André Lefèvre: un homme, une ligne, un territoire

Bâtir en silence

Architecte discret, viscéralement lié à la Méditerranée, André Lefèvre a façonné dès les années 1950 une œuvre à taille humaine, profondément enracinée dans les paysages du sud. Il ne rêvait pas de révolution, mais de justesse. Très vite, il s’est éloigné des grandes théories modernistes pour dessiner des lieux qui parlent au corps autant qu’à l’esprit : ouverts, apaisés, silencieux, naturellement en lien avec la vie qui les traverse.

Le béton, il le travaillait comme une matière vivante. Comme on modèle la terre, avec respect, avec patience. Ce qu’il cherchait avant tout, c’était une sensation juste : celle de se sentir bien, chez soi, à sa place.

Formé à l’École spéciale d’architecture puis actif dans toute la région PACA, Lefèvre s’est fait connaître aux côtés de Jean Aubert avec qui il cofonde une agence au Lavandou en 1956. Ensemble, ils dessinent des ensembles collectifs, des villas, des hôtels, des marinas, jusqu’en Iran ou à Ibiza. Mais leur approche reste constante : chaque projet part du terrain, de son climat, de sa lumière, de ses usages. Ils conçoivent d’abord pour l’humain.

Une œuvre enracinée, sensible et moderne

Il n’aimait pas les effets, ni les grands discours. L’œuvre d’André Lefèvre s’est construite en marge du tumulte, dans une forme de retrait choisi. Pas par timidité, mais par conviction. À rebours des avant-gardes tonitruantes, il a dessiné, année après année, une architecture ancrée, humble, tournée vers la vie réelle. Une œuvre discrète, mais essentielle. Pas de grands gestes, pas de slogans, juste des espaces qui tombent juste, qui rendent la vie plus douce sans en avoir l’air.

Ses bâtiments, souvent posés sur la côte varoise, s’ajustent au relief, s’accordent à la lumière, épousent les usages du lieu. Ils semblent toujours avoir été là, sans jamais s’imposer.

Ce qui comptait pour lui, c’était le chemin que l’on emprunte, la manière dont un mur s’ouvre sur une vue, comment l’intérieur prolonge l’extérieur sans rupture. Il pensait l’espace comme un souffle. Il sculptait les volumes pour que la lumière y entre doucement, à son rythme, et accompagne les gestes du quotidien.

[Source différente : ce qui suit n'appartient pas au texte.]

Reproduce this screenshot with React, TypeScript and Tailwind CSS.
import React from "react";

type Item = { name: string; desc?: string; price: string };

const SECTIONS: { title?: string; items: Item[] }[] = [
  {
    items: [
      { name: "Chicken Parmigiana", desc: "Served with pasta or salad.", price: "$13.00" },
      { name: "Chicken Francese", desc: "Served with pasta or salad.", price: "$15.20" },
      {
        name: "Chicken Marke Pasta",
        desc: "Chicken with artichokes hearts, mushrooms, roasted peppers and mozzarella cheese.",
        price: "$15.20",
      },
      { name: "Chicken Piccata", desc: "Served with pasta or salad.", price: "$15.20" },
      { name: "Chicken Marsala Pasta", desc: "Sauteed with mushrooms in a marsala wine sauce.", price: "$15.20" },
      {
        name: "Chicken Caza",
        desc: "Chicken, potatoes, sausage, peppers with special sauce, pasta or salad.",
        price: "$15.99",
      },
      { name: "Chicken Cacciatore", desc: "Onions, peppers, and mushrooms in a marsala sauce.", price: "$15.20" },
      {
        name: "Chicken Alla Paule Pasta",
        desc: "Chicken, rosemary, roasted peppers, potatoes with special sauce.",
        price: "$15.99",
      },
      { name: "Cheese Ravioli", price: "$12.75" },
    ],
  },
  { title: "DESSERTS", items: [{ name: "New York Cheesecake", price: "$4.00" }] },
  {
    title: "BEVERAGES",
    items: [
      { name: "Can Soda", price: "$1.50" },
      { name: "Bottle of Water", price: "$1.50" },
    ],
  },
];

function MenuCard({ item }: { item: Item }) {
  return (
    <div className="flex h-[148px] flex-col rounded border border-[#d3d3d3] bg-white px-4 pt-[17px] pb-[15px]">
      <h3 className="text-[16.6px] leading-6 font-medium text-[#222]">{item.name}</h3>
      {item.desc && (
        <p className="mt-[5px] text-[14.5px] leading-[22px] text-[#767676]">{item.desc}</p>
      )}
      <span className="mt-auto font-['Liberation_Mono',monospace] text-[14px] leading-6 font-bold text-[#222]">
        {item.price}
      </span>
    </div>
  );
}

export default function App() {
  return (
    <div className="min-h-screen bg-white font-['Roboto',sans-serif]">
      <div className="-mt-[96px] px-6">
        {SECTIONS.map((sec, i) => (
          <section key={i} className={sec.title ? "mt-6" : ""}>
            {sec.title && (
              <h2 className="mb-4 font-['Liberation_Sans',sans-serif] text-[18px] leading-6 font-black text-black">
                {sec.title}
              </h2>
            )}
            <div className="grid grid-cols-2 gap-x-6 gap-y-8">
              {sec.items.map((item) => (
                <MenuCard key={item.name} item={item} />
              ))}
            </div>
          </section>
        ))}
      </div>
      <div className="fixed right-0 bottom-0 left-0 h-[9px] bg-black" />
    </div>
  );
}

Villa Le Pin Blanc : L’architecture en dialogue avec le paysage

Au Lavandou, adossée à une pente vertigineuse face à la Méditerranée, la Villa Le Pin Blanc semble surgir naturellement de la roche. Imaginée en 1957 par André Lefèvre pour lui-même, cette maison manifeste incarne à la fois les principes du modernisme et une attention rare à l’environnement. Aujourd’hui encore, elle reste un modèle d’intégration paysagère et de sobriété architecturale.

Une villa expérimentale

Construite sur un terrain à 45° de pente, jugé inconstructible, la villa défie les conventions. Invisible depuis la route, elle se découvre par une passerelle discrète menant à un toit-jardin. Les niveaux s’étagent ensuite en cascade vers la mer, dans une organisation fluide : entrée, séjour, chambres, atelier. Chaque étage épouse la topographie, sans jamais la contrarier.

Lefèvre voulait une maison “simple, lisible, sans obstacles”. Le béton brut, la pierre de Bormes, les toitures végétalisées et les ouvertures pensées comme des respirations donnent au lieu un caractère à la fois brut et poétique.

Un art de vivre méditerranéen

À l’intérieur, tout est continuité. Le plan est libre, les matériaux sont les mêmes dedans et dehors. On cuisine face à la mer, on circule entre les pièces comme on se promène sur un pont de bateau. L’univers nautique est d’ailleurs omniprésent : hublots en laiton, escaliers évoquant les passerelles, garde-corps horizontaux. Le langage architectural reste volontairement sobre, mais porteur d’une esthétique précise et cohérente.

Ajouts successifs, patio, atelier, belvédère, témoignent d’une architecture vivante, évolutive, jamais figée.

Une référence du XXe siècle

Aujourd’hui protégée au titre du patrimoine du XXe siècle, la Villa Le Pin Blanc fait l’objet d’un regain d’intérêt. Elle est étudiée, documentée, préservée. Non comme une relique, mais comme une leçon. Une manière rare d’habiter le monde, sobre, ancrée, généreuse.